I would start with getting him to put himself to sleep at the beginning of the night and once that is figured out the night wakings might actually reduce on their own.
ETA: My older DD stopped night feeds on her own at 3 months, so it really depends on the baby.
Sooooooooo much this for us. E had to cry 1.5 hours the first night, and THAT NIGHT after she figured out how to put herself to sleep the very first time, she woke up twice (and went back to sleep after the first one, fed the second), compared to her previous up 5-7+ times a night. It's been smooth sailing since she figured out how to put herself to sleep at the beginning of the night.
You've pumped me up to try this, maybe not tonight bc I'm still traumatized from the crying last night, but maybe tomorrow. Thanks Humps!
I definitely think this is a good place to start. That was what our sleep training plan was.

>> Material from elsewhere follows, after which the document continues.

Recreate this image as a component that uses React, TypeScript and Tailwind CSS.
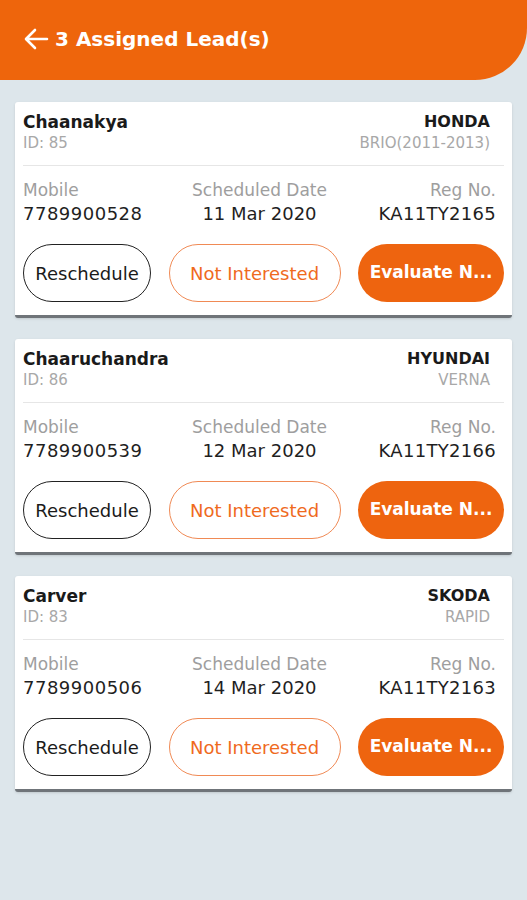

She had to CIO at the beginning of the night until she went to sleep (it was less than 30 mins the first night, I think) and then if she woke up MOTN I gave her about 5-10 mins to see if she would go back to sleep and if she didn't then I fed her. She settled onto one night feeding pretty quickly and within a few weeks dropped that one on her own.
She's had a cold on/off the past few weeks thanks to older brothers school germs and we've had a few night wakings or early morning wake ups, but generally she's been much better.